- _DIRECTIONS FOR THIS TASK_:
Please write the listing below out again exactly, leaving every picture behind.

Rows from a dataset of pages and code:
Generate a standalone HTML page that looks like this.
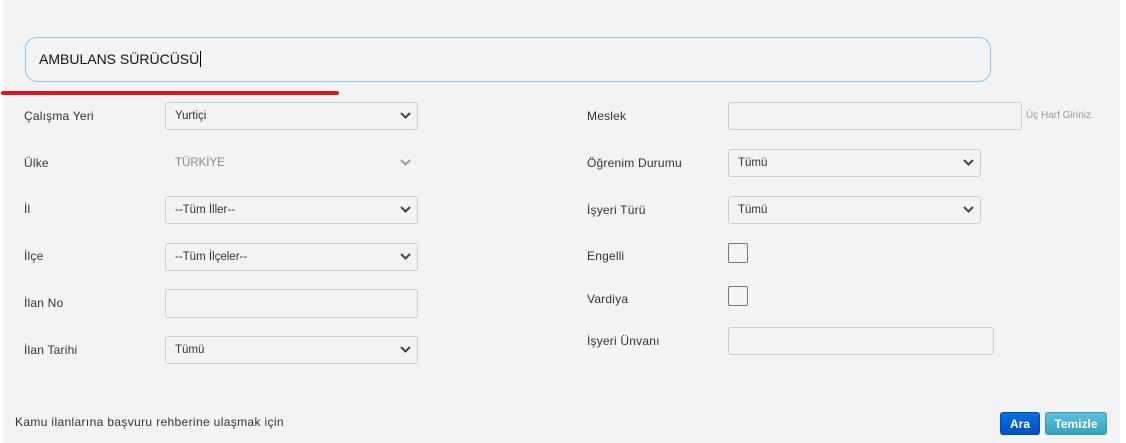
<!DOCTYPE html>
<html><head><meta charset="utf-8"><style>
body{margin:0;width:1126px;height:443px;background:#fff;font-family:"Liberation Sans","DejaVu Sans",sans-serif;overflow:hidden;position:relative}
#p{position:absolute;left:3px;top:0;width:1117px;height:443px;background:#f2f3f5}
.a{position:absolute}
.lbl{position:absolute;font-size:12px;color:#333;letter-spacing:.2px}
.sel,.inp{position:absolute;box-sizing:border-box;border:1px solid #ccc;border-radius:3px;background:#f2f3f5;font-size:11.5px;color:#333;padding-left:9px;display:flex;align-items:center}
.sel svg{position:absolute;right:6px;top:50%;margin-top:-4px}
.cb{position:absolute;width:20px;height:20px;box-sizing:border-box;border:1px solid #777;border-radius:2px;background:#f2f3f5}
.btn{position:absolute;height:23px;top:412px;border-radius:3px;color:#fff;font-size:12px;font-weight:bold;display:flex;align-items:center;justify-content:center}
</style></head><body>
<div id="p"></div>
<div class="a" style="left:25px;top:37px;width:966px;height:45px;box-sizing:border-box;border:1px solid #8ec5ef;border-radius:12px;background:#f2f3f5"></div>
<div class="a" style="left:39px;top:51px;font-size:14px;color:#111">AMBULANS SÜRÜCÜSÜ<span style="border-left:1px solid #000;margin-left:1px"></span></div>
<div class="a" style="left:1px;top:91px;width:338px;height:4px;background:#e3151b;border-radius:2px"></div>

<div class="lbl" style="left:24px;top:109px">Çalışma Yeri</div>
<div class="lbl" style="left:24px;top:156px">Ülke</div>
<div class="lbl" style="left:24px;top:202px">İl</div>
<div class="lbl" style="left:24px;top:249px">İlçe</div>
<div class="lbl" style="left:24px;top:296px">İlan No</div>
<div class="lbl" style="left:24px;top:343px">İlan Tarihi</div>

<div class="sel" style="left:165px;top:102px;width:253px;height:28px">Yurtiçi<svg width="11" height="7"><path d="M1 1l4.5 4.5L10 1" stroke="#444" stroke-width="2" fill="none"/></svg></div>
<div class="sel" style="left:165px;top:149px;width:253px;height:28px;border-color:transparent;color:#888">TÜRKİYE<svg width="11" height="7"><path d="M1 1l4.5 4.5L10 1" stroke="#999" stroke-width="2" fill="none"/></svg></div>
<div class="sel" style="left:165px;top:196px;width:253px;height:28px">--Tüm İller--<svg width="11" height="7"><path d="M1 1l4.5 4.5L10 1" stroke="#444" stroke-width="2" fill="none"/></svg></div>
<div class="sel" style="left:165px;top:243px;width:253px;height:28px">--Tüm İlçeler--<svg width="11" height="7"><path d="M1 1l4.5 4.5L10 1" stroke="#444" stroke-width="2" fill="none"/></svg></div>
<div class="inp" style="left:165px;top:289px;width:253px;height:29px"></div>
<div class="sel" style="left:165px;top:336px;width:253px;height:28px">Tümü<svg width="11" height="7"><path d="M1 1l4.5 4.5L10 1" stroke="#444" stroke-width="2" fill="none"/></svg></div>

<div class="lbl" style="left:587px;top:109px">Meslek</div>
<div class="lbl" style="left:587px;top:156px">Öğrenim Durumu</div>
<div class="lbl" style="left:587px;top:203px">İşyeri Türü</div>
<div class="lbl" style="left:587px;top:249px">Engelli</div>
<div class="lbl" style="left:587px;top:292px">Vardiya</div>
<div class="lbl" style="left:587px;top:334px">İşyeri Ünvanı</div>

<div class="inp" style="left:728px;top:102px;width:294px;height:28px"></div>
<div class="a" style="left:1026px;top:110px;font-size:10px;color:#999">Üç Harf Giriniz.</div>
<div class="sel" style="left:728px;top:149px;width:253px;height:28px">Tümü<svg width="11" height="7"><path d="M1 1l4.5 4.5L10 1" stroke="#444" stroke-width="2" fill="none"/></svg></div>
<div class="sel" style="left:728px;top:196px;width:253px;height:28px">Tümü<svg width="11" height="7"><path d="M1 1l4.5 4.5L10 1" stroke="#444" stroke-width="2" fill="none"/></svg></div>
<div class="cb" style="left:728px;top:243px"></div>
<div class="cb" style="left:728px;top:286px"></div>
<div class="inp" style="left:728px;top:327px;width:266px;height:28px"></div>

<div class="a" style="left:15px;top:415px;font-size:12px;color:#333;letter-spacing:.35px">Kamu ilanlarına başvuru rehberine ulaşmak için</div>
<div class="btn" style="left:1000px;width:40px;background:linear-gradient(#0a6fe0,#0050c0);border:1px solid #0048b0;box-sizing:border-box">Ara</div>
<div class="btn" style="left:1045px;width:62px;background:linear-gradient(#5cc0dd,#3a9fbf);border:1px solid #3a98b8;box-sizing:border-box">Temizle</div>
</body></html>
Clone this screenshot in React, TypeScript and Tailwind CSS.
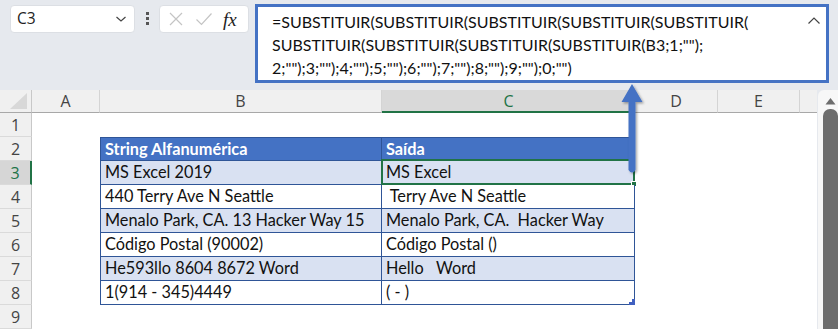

- _OUTPUT FOR THIS EXERCISE_:
Generate a standalone HTML page that looks like this.
<!DOCTYPE html>
<html><head><meta charset="utf-8"><style>
body{margin:0;width:1126px;height:443px;background:#fff;font-family:"Liberation Sans","DejaVu Sans",sans-serif;overflow:hidden;position:relative}
#p{position:absolute;left:3px;top:0;width:1117px;height:443px;background:#f2f3f5}
.a{position:absolute}
.lbl{position:absolute;font-size:12px;color:#333;letter-spacing:.2px}
.sel,.inp{position:absolute;box-sizing:border-box;border:1px solid #ccc;border-radius:3px;background:#f2f3f5;font-size:11.5px;color:#333;padding-left:9px;display:flex;align-items:center}
.sel svg{position:absolute;right:6px;top:50%;margin-top:-4px}
.cb{position:absolute;width:20px;height:20px;box-sizing:border-box;border:1px solid #777;border-radius:2px;background:#f2f3f5}
.btn{position:absolute;height:23px;top:412px;border-radius:3px;color:#fff;font-size:12px;font-weight:bold;display:flex;align-items:center;justify-content:center}
</style></head><body>
<div id="p"></div>
<div class="a" style="left:25px;top:37px;width:966px;height:45px;box-sizing:border-box;border:1px solid #8ec5ef;border-radius:12px;background:#f2f3f5"></div>
<div class="a" style="left:39px;top:51px;font-size:14px;color:#111">AMBULANS SÜRÜCÜSÜ<span style="border-left:1px solid #000;margin-left:1px"></span></div>
<div class="a" style="left:1px;top:91px;width:338px;height:4px;background:#e3151b;border-radius:2px"></div>

<div class="lbl" style="left:24px;top:109px">Çalışma Yeri</div>
<div class="lbl" style="left:24px;top:156px">Ülke</div>
<div class="lbl" style="left:24px;top:202px">İl</div>
<div class="lbl" style="left:24px;top:249px">İlçe</div>
<div class="lbl" style="left:24px;top:296px">İlan No</div>
<div class="lbl" style="left:24px;top:343px">İlan Tarihi</div>

<div class="sel" style="left:165px;top:102px;width:253px;height:28px">Yurtiçi<svg width="11" height="7"><path d="M1 1l4.5 4.5L10 1" stroke="#444" stroke-width="2" fill="none"/></svg></div>
<div class="sel" style="left:165px;top:149px;width:253px;height:28px;border-color:transparent;color:#888">TÜRKİYE<svg width="11" height="7"><path d="M1 1l4.5 4.5L10 1" stroke="#999" stroke-width="2" fill="none"/></svg></div>
<div class="sel" style="left:165px;top:196px;width:253px;height:28px">--Tüm İller--<svg width="11" height="7"><path d="M1 1l4.5 4.5L10 1" stroke="#444" stroke-width="2" fill="none"/></svg></div>
<div class="sel" style="left:165px;top:243px;width:253px;height:28px">--Tüm İlçeler--<svg width="11" height="7"><path d="M1 1l4.5 4.5L10 1" stroke="#444" stroke-width="2" fill="none"/></svg></div>
<div class="inp" style="left:165px;top:289px;width:253px;height:29px"></div>
<div class="sel" style="left:165px;top:336px;width:253px;height:28px">Tümü<svg width="11" height="7"><path d="M1 1l4.5 4.5L10 1" stroke="#444" stroke-width="2" fill="none"/></svg></div>

<div class="lbl" style="left:587px;top:109px">Meslek</div>
<div class="lbl" style="left:587px;top:156px">Öğrenim Durumu</div>
<div class="lbl" style="left:587px;top:203px">İşyeri Türü</div>
<div class="lbl" style="left:587px;top:249px">Engelli</div>
<div class="lbl" style="left:587px;top:292px">Vardiya</div>
<div class="lbl" style="left:587px;top:334px">İşyeri Ünvanı</div>

<div class="inp" style="left:728px;top:102px;width:294px;height:28px"></div>
<div class="a" style="left:1026px;top:110px;font-size:10px;color:#999">Üç Harf Giriniz.</div>
<div class="sel" style="left:728px;top:149px;width:253px;height:28px">Tümü<svg width="11" height="7"><path d="M1 1l4.5 4.5L10 1" stroke="#444" stroke-width="2" fill="none"/></svg></div>
<div class="sel" style="left:728px;top:196px;width:253px;height:28px">Tümü<svg width="11" height="7"><path d="M1 1l4.5 4.5L10 1" stroke="#444" stroke-width="2" fill="none"/></svg></div>
<div class="cb" style="left:728px;top:243px"></div>
<div class="cb" style="left:728px;top:286px"></div>
<div class="inp" style="left:728px;top:327px;width:266px;height:28px"></div>

<div class="a" style="left:15px;top:415px;font-size:12px;color:#333;letter-spacing:.35px">Kamu ilanlarına başvuru rehberine ulaşmak için</div>
<div class="btn" style="left:1000px;width:40px;background:linear-gradient(#0a6fe0,#0050c0);border:1px solid #0048b0;box-sizing:border-box">Ara</div>
<div class="btn" style="left:1045px;width:62px;background:linear-gradient(#5cc0dd,#3a9fbf);border:1px solid #3a98b8;box-sizing:border-box">Temizle</div>
</body></html>
Clone this screenshot in React, TypeScript and Tailwind CSS.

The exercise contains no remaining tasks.